(A block of data)

━━━━

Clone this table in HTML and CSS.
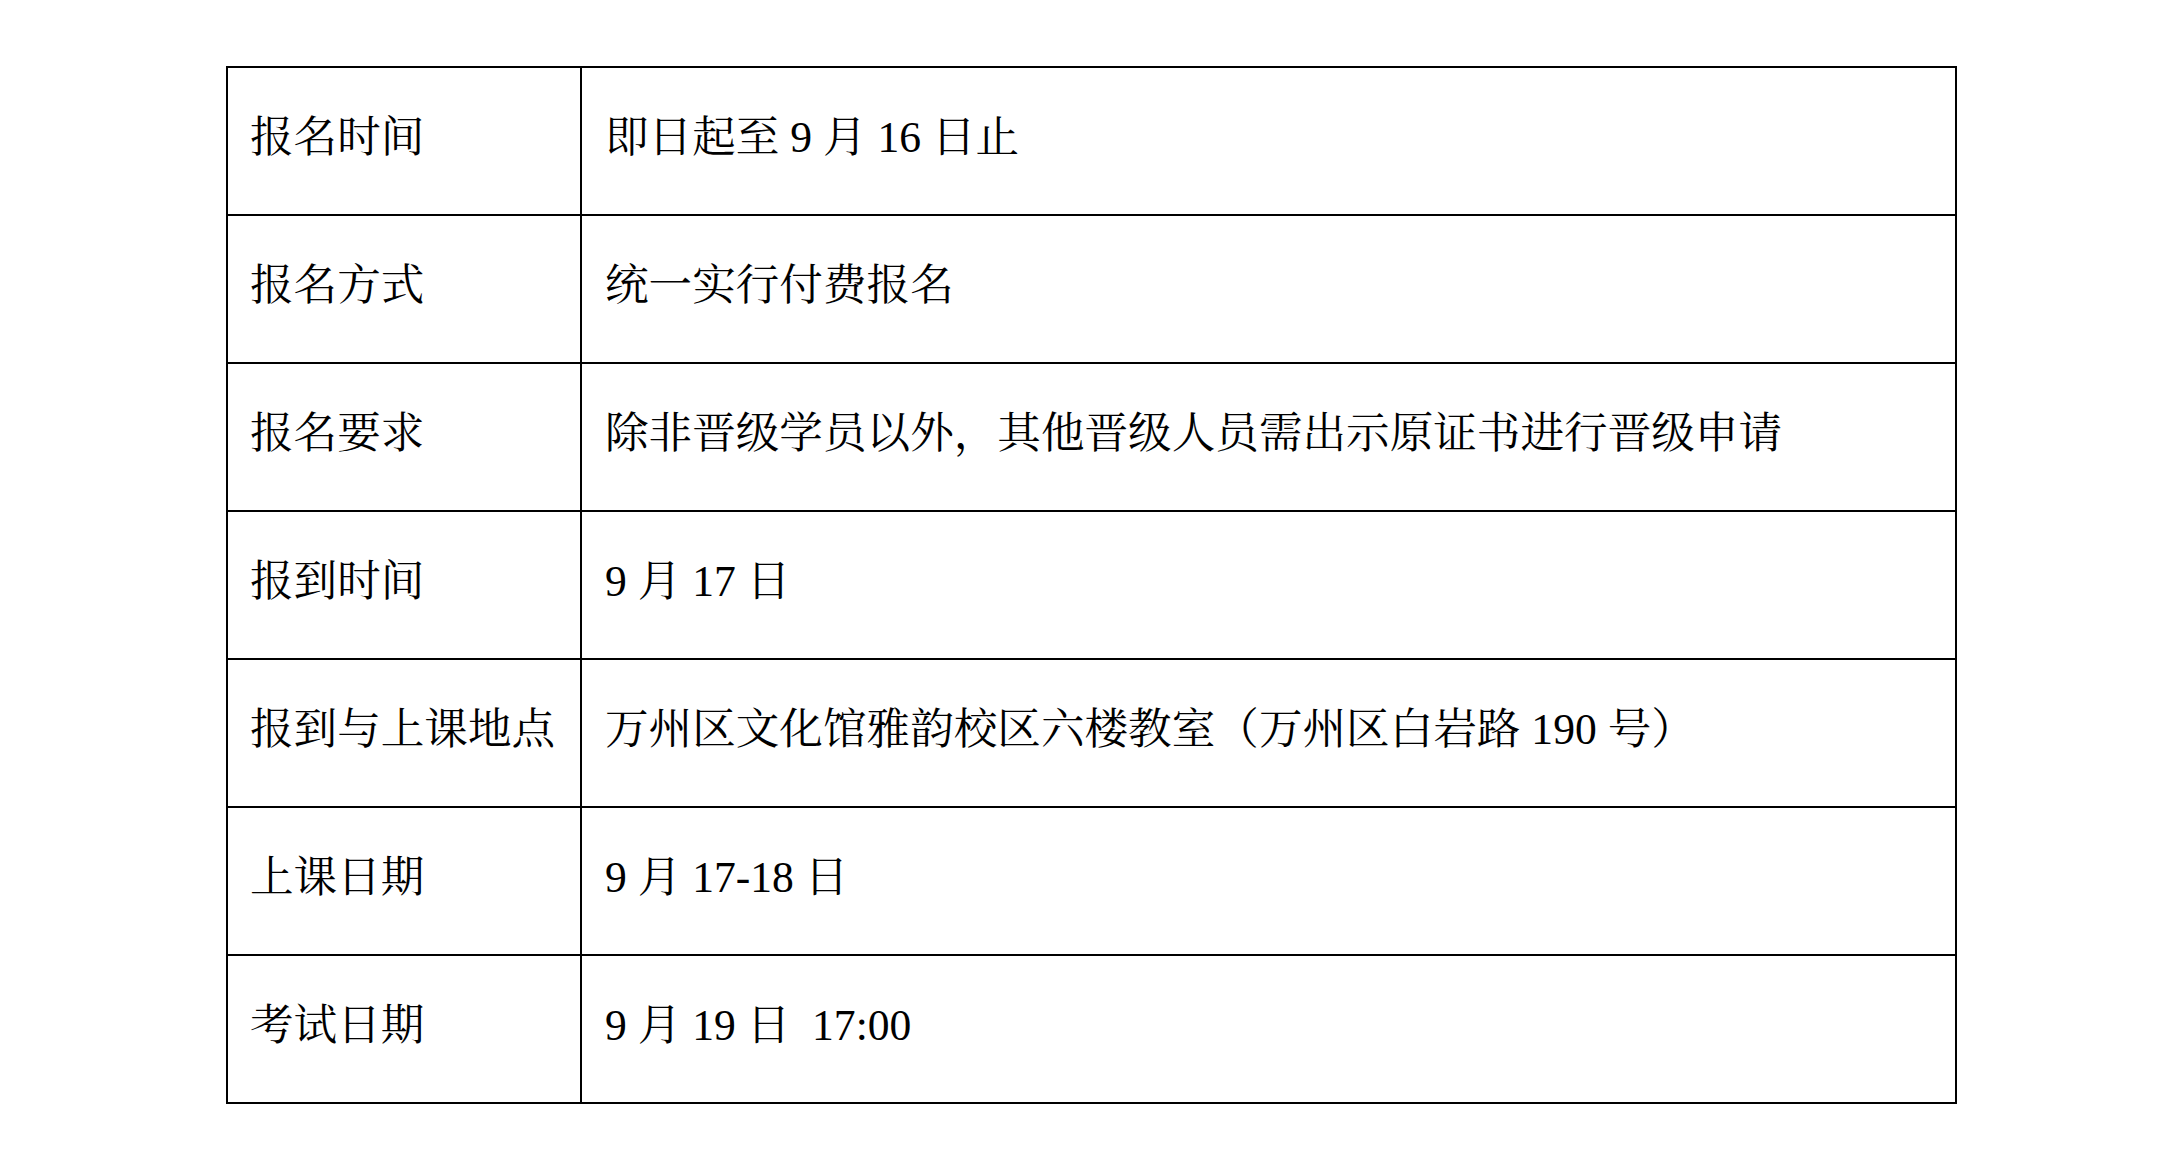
FILE: index.html
```html
<!DOCTYPE html>
<html lang="zh-CN">
<head>
<meta charset="utf-8">
<title>报名信息</title>
<link rel="stylesheet" href="styles.css">
</head>
<body>
<div class="sheet">
  <div class="grid">
    <div class="cell label">报名时间</div>
    <div class="cell value">即日起至 9 月 16 日止</div>
    <div class="cell label">报名方式</div>
    <div class="cell value">统一实行付费报名</div>
    <div class="cell label">报名要求</div>
    <div class="cell value">除非晋级学员以外，其他晋级人员需出示原证书进行晋级申请</div>
    <div class="cell label">报到时间</div>
    <div class="cell value">9 月 17 日</div>
    <div class="cell label">报到与上课地点</div>
    <div class="cell value">万州区文化馆雅韵校区六楼教室（万州区白岩路 190 号）</div>
    <div class="cell label">上课日期</div>
    <div class="cell value">9 月 17-18 日</div>
    <div class="cell label">考试日期</div>
    <div class="cell value">9 月 19 日&nbsp; 17:00</div>
  </div>
</div>
</body>
</html>
```

FILE: styles.css
```css
html, body {
  margin: 0;
  padding: 0;
  background: #ffffff;
}

body {
  font-family: "Liberation Serif", "Noto Serif CJK SC", "Noto Sans CJK SC", serif;
  color: #000000;
}

.sheet {
  padding: 66px 0 0 226px;
}

.grid {
  width: 1731px;
  box-sizing: border-box;
  display: grid;
  grid-template-columns: 354px 1fr;
  grid-auto-rows: 148px;
  border-top: 2px solid #000;
  border-left: 2px solid #000;
}

.cell {
  box-sizing: border-box;
  border-right: 2px solid #000;
  border-bottom: 2px solid #000;
  display: flex;
  align-items: center;
  padding: 0 0 8px 22px;
  font-size: 43.6px;
  line-height: 1.2;
  white-space: nowrap;
}

.value {
  padding-left: 23px;
}
```
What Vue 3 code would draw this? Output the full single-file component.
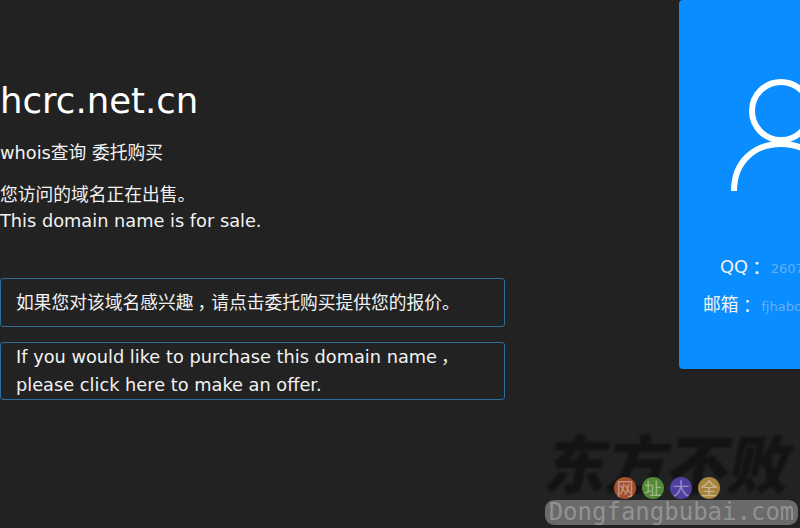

━━━━

Task statement | Write every entry out again exactly, dropping the pictures.

Problem solution |
Clone this table in HTML and CSS.
FILE: index.html
```html
<!DOCTYPE html>
<html lang="zh-CN">
<head>
<meta charset="utf-8">
<title>报名信息</title>
<link rel="stylesheet" href="styles.css">
</head>
<body>
<div class="sheet">
  <div class="grid">
    <div class="cell label">报名时间</div>
    <div class="cell value">即日起至 9 月 16 日止</div>
    <div class="cell label">报名方式</div>
    <div class="cell value">统一实行付费报名</div>
    <div class="cell label">报名要求</div>
    <div class="cell value">除非晋级学员以外，其他晋级人员需出示原证书进行晋级申请</div>
    <div class="cell label">报到时间</div>
    <div class="cell value">9 月 17 日</div>
    <div class="cell label">报到与上课地点</div>
    <div class="cell value">万州区文化馆雅韵校区六楼教室（万州区白岩路 190 号）</div>
    <div class="cell label">上课日期</div>
    <div class="cell value">9 月 17-18 日</div>
    <div class="cell label">考试日期</div>
    <div class="cell value">9 月 19 日&nbsp; 17:00</div>
  </div>
</div>
</body>
</html>
```

FILE: styles.css
```css
html, body {
  margin: 0;
  padding: 0;
  background: #ffffff;
}

body {
  font-family: "Liberation Serif", "Noto Serif CJK SC", "Noto Sans CJK SC", serif;
  color: #000000;
}

.sheet {
  padding: 66px 0 0 226px;
}

.grid {
  width: 1731px;
  box-sizing: border-box;
  display: grid;
  grid-template-columns: 354px 1fr;
  grid-auto-rows: 148px;
  border-top: 2px solid #000;
  border-left: 2px solid #000;
}

.cell {
  box-sizing: border-box;
  border-right: 2px solid #000;
  border-bottom: 2px solid #000;
  display: flex;
  align-items: center;
  padding: 0 0 8px 22px;
  font-size: 43.6px;
  line-height: 1.2;
  white-space: nowrap;
}

.value {
  padding-left: 23px;
}
```
What Vue 3 code would draw this? Output the full single-file component.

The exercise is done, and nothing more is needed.